Kecepatan dan sifat media sosial yang mudah untuk dibagikan, shareability berperan dalam penyebaran berita. (baca juga: Pemerintah diharapkan beri sanksi untuk berita hoax)
Sebagai mana ditekankan Presiden Amerika Serikat Barack Obama, menjadi sulit untuk membedakan yang palsu dari fakta, sudah banyak bukti bahwa butuh perjuangan untuk menghadapi ini. Media digital membuat lebih sulit untuk membedakan kebenaran konten. Berita online lebih sulit untuk dibedakan.

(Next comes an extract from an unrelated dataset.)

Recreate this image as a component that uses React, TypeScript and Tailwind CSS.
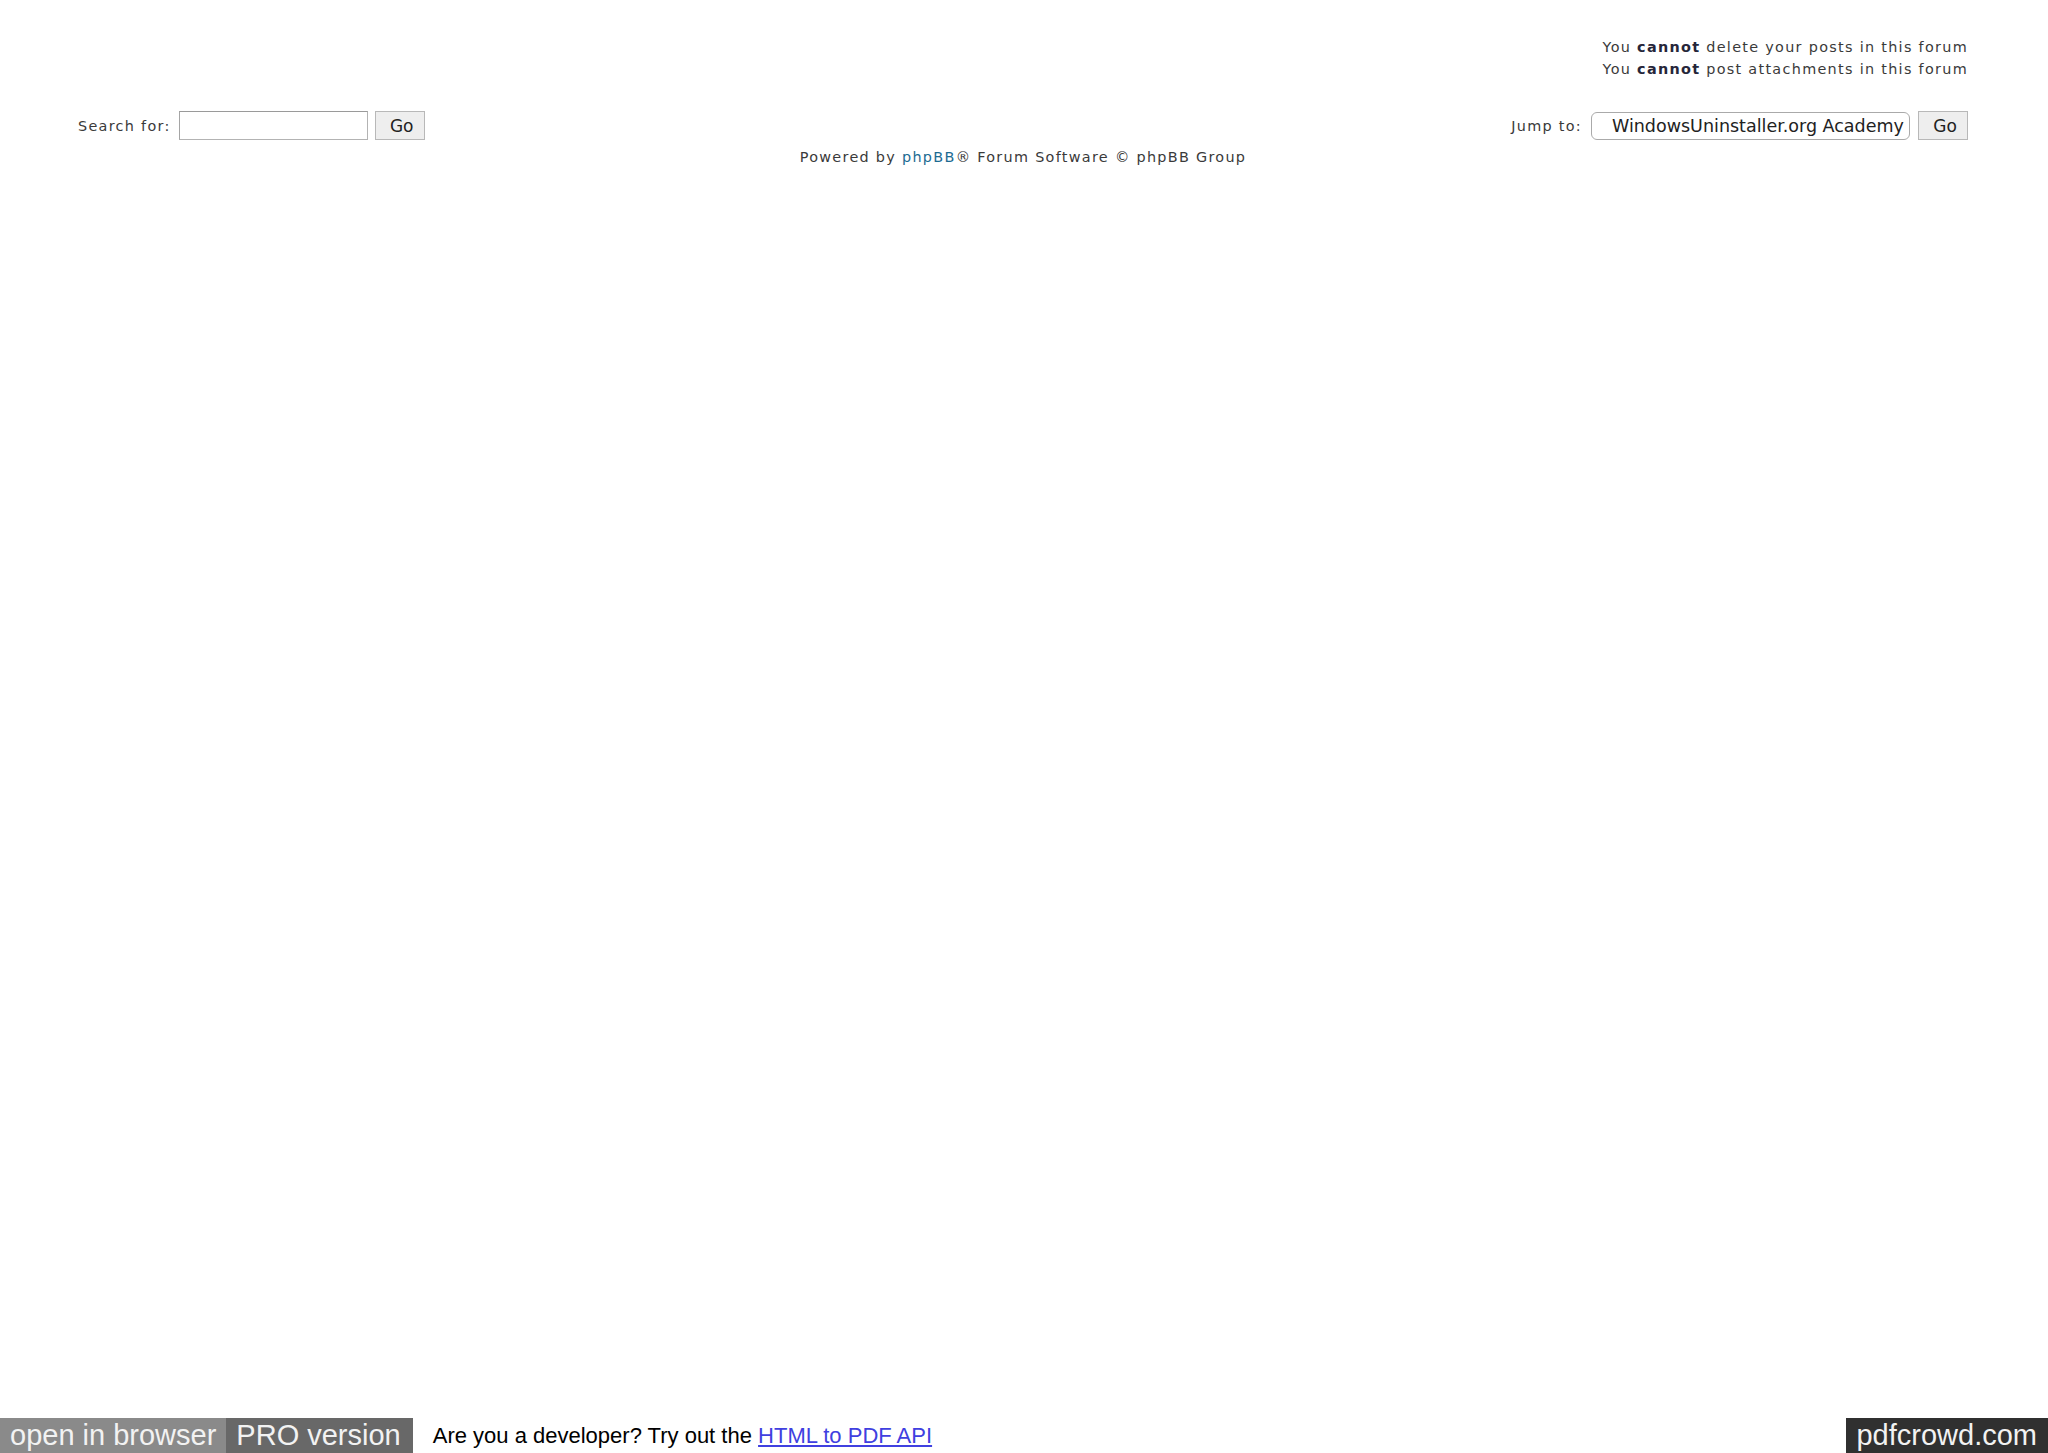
export default function App() {
  return (
    <div className="flex min-h-screen flex-col bg-white">
      {/* forum footer */}
      <div className="pl-[78px] pr-[80px] pt-[36px] font-['DejaVu_Sans',Verdana,sans-serif] text-[14.4px] leading-[22px] tracking-[1.3px] text-[#3a3a3a]">
        <div className="text-right">
          <p>
            You <strong className="font-bold text-[#26263a]">cannot</strong> delete your posts in this forum
          </p>
          <p>
            You <strong className="font-bold text-[#26263a]">cannot</strong> post attachments in this forum
          </p>
        </div>

        <div className="mt-[31px] flex items-center justify-between">
          <div className="flex items-center">
            <label className="mr-[8px]">Search for:</label>
            <input
              type="text"
              className="h-[29px] w-[189px] border border-[#b3b3b3] border-t-[#9a9a9a] border-l-[#a5a5a5] bg-white outline-none"
            />
            <button className="ml-[7px] h-[29px] w-[50px] border border-[#b8b8b8] bg-[#eeeeee] pl-[4px] text-[17px] tracking-normal text-[#222]">
              Go
            </button>
          </div>

          <div className="flex items-center">
            <label className="mr-[9px]">Jump to:</label>
            <select className="h-[28px] w-[319px] appearance-none rounded-[6px] border border-[#aaaaaa] bg-white pl-[20px] font-['DejaVu_Sans',Verdana,sans-serif] text-[17.5px] tracking-normal text-[#222] outline-none">
              <option>WindowsUninstaller.org Academy</option>
            </select>
            <button className="ml-[8px] h-[29px] w-[50px] border border-[#b8b8b8] bg-[#eeeeee] pl-[4px] text-[17px] tracking-normal text-[#222]">
              Go
            </button>
          </div>
        </div>

        <p className="mt-[6px] text-center">
          Powered by <a href="#" className="text-[#1b6b92]">phpBB</a>® Forum Software © phpBB Group
        </p>
      </div>

      {/* pdfcrowd bar */}
      <div className="mt-auto flex h-[35px] items-stretch font-['Liberation_Sans',Arial,sans-serif] leading-[35px]">
        <a href="#" className="bg-[#8a8a8a] px-[10px] text-[29px] text-[#f2f2f2]">
          open in browser
        </a>
        <a href="#" className="bg-[#686868] pl-[10px] pr-[12px] text-[29px] text-[#f2f2f2]">
          PRO version
        </a>
        <span className="ml-[20px] text-[22px] text-black">
          Are you a developer? Try out the{' '}
          <a href="#" className="text-[#4040e0] underline">
            HTML to PDF API
          </a>
        </span>
        <a href="#" className="ml-auto bg-[#303030] pl-[10px] pr-[11px] text-[29px] text-[#f2f2f2]">
          pdfcrowd.com
        </a>
      </div>
    </div>
  );
}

Masalah berikutnya adalah bahwa mencabut "berita palsu" di media sosial saat ini kurang didukung oleh teknologi. Meskipun tulisan dapat dihapus, ini adalah tindakan pasif, kurang bermakna daripada pencabutan satu paragraf di surat kabar. Agar memberi dampak, yang diperlukan tidak hanya menghapus posting-an tetapi menyoroti dan mengharuskan pengguna untuk melihat dan menyadari bahwa berita yang dimaksud sebagai "berita palsu".
Jadi apakah berita palsu adalah manifestasi dari masa media digital dan sosial, tampaknya mungkin bahwa media sosial dapat memperkuat penyebaran informasi yang salah. (baca juga: Strategi Dewan Pers perangi media abal-abal dan berita hoax)
Ini bukan "persyaratan" teknologi tapi pilihan - oleh desainer sistem dan regulator mereka (di mana mereka berada). Dan media mainstream mungkin telah mencoreng reputasi mereka sendiri melalui liputan berita "palsu", membuka pintu ke sumber berita lainnya.
Pesan nyata dari sini adalah, tanyakan pada diri sendiri, seberapa sering Anda memeriksa fakta cerita sebelum menyebarkannya?